Comment on UK government trial of Microsoft's M365 Copilot finds no clear productivity boost
tekato@lemmy.world 3 weeks ago
I don’t see where a government would need a chatbot. Anyways, chances are that half the staff was already using some form of LLM before this trial.
sugar_in_your_tea@sh.itjust.works 3 weeks ago
Why wouldn’t they want one? If it’s a tool their employees want, they should provide it.
Treczoks@lemmy.world 3 weeks ago
The point is that this is all happening in a cloud. One that is probably located in the US. Not a good thing for a non-US government to send potentially confidential or even secret data to.
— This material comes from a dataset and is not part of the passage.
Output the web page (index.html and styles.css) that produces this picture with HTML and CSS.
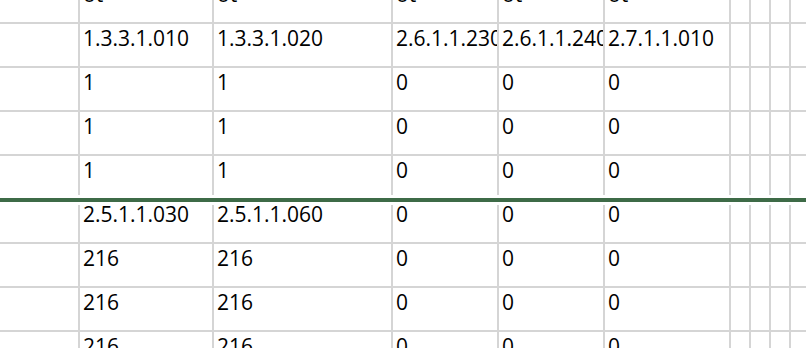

sugar_in_your_tea@sh.itjust.works 3 weeks ago
It doesn’t have to, you can run LLMs locally. We do at my org, and we only have a few dozen people using it, and it’s running on relatively modest hardware (Mac Mini for smaller models, Mac Studio for larger models).
squaresinger@lemmy.world 2 weeks ago
Yeah, shitty toy ones. This here is about productivity, not about a hobby. And not even real state-of-the-art models were able to actually give a productivity advantage.
themurphy@lemmy.ml 3 weeks ago
Yeah… You do it, but do you think the UK government does?
Natanael@infosec.pub 2 weeks ago
Tools that decrease accuracy should not be provided to government employees
sugar_in_your_tea@sh.itjust.works 2 weeks ago
Whether it improves or reduces employees’ accuracy and efficiency depends on how the employee uses their tools. They should be trusted to pick tools that help them do their job more effectively.
Natanael@infosec.pub 2 weeks ago
Not if you’re defying safety regulations.